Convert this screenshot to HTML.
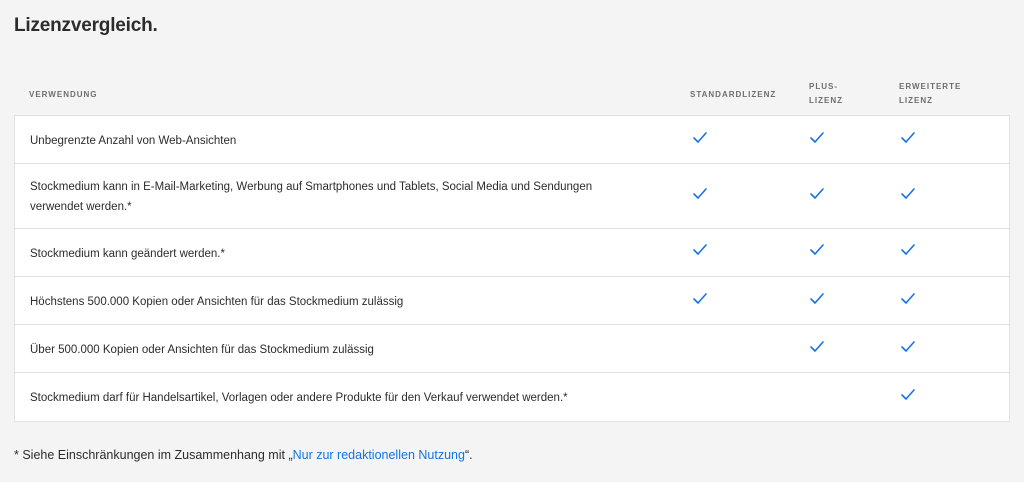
<!DOCTYPE html>
<html><head><meta charset="utf-8"><style>
body{margin:0;width:1024px;height:482px;background:#f4f4f4;font-family:"Liberation Sans",sans-serif;color:#2c2c2c;position:relative;overflow:hidden}
h1{position:absolute;left:14px;top:15px;margin:0;font-size:19px;font-weight:bold;color:#2c2c2c;letter-spacing:-0.2px}
.h{position:absolute;font-size:8px;font-weight:bold;color:#6e6e6e;letter-spacing:1px;line-height:14px}
.tbl{position:absolute;left:14px;top:115px;width:994px;height:305px;background:#fff;border:1px solid #e1e1e1}
.row{position:absolute;left:0;width:994px;border-top:1px solid #e1e1e1}
.t{position:absolute;left:15px;font-size:11.5px;line-height:20px;color:#2c2c2c}
.f{position:absolute;left:14px;top:448px;font-size:12.5px;color:#2c2c2c}
.f a{color:#1473e6;text-decoration:none}
</style></head><body>
<h1>Lizenzvergleich.</h1>
<div class="h" style="left:29px;top:88px">VERWENDUNG</div>
<div class="h" style="left:690px;top:88px">STANDARDLIZENZ</div>
<div class="h" style="left:809px;top:80px">PLUS-<br>LIZENZ</div>
<div class="h" style="left:899px;top:80px">ERWEITERTE<br>LIZENZ</div>
<div class="tbl">
<div class="row" style="top:-1px;height:48px;border-top:none"><div class="t" style="top:16px">Unbegrenzte Anzahl von Web-Ansichten</div></div>
<div class="row" style="top:47px;height:65px"><div class="t" style="top:13px">Stockmedium kann in E-Mail-Marketing, Werbung auf Smartphones und Tablets, Social Media und Sendungen<br>verwendet werden.*</div></div>
<div class="row" style="top:112px;height:48px"><div class="t" style="top:15px">Stockmedium kann geändert werden.*</div></div>
<div class="row" style="top:160px;height:48px"><div class="t" style="top:15px">Höchstens 500.000 Kopien oder Ansichten für das Stockmedium zulässig</div></div>
<div class="row" style="top:208px;height:48px"><div class="t" style="top:15px">Über 500.000 Kopien oder Ansichten für das Stockmedium zulässig</div></div>
<div class="row" style="top:256px;height:48px"><div class="t" style="top:15px">Stockmedium darf für Handelsartikel, Vorlagen oder andere Produkte für den Verkauf verwendet werden.*</div></div>
</div>
<svg width="1024" height="482" style="position:absolute;left:0;top:0" fill="none" stroke="#1473e6" stroke-width="1.6" stroke-linecap="round" stroke-linejoin="round">
<defs><path id="k" d="M0 5 L4 9 L12 0"/></defs>
<use href="#k" x="694" y="133"/><use href="#k" x="811" y="133"/><use href="#k" x="902" y="133"/>
<use href="#k" x="694" y="189"/><use href="#k" x="811" y="189"/><use href="#k" x="902" y="189"/>
<use href="#k" x="694" y="245"/><use href="#k" x="811" y="245"/><use href="#k" x="902" y="245"/>
<use href="#k" x="694" y="294"/><use href="#k" x="811" y="294"/><use href="#k" x="902" y="294"/>
<use href="#k" x="811" y="342"/><use href="#k" x="902" y="342"/>
<use href="#k" x="902" y="390"/>
</svg>
<div class="f">* Siehe Einschränkungen im Zusammenhang mit „<a>Nur zur redaktionellen Nutzung</a>“.</div>
</body></html>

________________

## Given problem
Restate the entire listing word for word, excluding pictures.

## Written answer
Convert this screenshot to HTML.
<!DOCTYPE html>
<html><head><meta charset="utf-8"><style>
body{margin:0;width:1024px;height:482px;background:#f4f4f4;font-family:"Liberation Sans",sans-serif;color:#2c2c2c;position:relative;overflow:hidden}
h1{position:absolute;left:14px;top:15px;margin:0;font-size:19px;font-weight:bold;color:#2c2c2c;letter-spacing:-0.2px}
.h{position:absolute;font-size:8px;font-weight:bold;color:#6e6e6e;letter-spacing:1px;line-height:14px}
.tbl{position:absolute;left:14px;top:115px;width:994px;height:305px;background:#fff;border:1px solid #e1e1e1}
.row{position:absolute;left:0;width:994px;border-top:1px solid #e1e1e1}
.t{position:absolute;left:15px;font-size:11.5px;line-height:20px;color:#2c2c2c}
.f{position:absolute;left:14px;top:448px;font-size:12.5px;color:#2c2c2c}
.f a{color:#1473e6;text-decoration:none}
</style></head><body>
<h1>Lizenzvergleich.</h1>
<div class="h" style="left:29px;top:88px">VERWENDUNG</div>
<div class="h" style="left:690px;top:88px">STANDARDLIZENZ</div>
<div class="h" style="left:809px;top:80px">PLUS-<br>LIZENZ</div>
<div class="h" style="left:899px;top:80px">ERWEITERTE<br>LIZENZ</div>
<div class="tbl">
<div class="row" style="top:-1px;height:48px;border-top:none"><div class="t" style="top:16px">Unbegrenzte Anzahl von Web-Ansichten</div></div>
<div class="row" style="top:47px;height:65px"><div class="t" style="top:13px">Stockmedium kann in E-Mail-Marketing, Werbung auf Smartphones und Tablets, Social Media und Sendungen<br>verwendet werden.*</div></div>
<div class="row" style="top:112px;height:48px"><div class="t" style="top:15px">Stockmedium kann geändert werden.*</div></div>
<div class="row" style="top:160px;height:48px"><div class="t" style="top:15px">Höchstens 500.000 Kopien oder Ansichten für das Stockmedium zulässig</div></div>
<div class="row" style="top:208px;height:48px"><div class="t" style="top:15px">Über 500.000 Kopien oder Ansichten für das Stockmedium zulässig</div></div>
<div class="row" style="top:256px;height:48px"><div class="t" style="top:15px">Stockmedium darf für Handelsartikel, Vorlagen oder andere Produkte für den Verkauf verwendet werden.*</div></div>
</div>
<svg width="1024" height="482" style="position:absolute;left:0;top:0" fill="none" stroke="#1473e6" stroke-width="1.6" stroke-linecap="round" stroke-linejoin="round">
<defs><path id="k" d="M0 5 L4 9 L12 0"/></defs>
<use href="#k" x="694" y="133"/><use href="#k" x="811" y="133"/><use href="#k" x="902" y="133"/>
<use href="#k" x="694" y="189"/><use href="#k" x="811" y="189"/><use href="#k" x="902" y="189"/>
<use href="#k" x="694" y="245"/><use href="#k" x="811" y="245"/><use href="#k" x="902" y="245"/>
<use href="#k" x="694" y="294"/><use href="#k" x="811" y="294"/><use href="#k" x="902" y="294"/>
<use href="#k" x="811" y="342"/><use href="#k" x="902" y="342"/>
<use href="#k" x="902" y="390"/>
</svg>
<div class="f">* Siehe Einschränkungen im Zusammenhang mit „<a>Nur zur redaktionellen Nutzung</a>“.</div>
</body></html>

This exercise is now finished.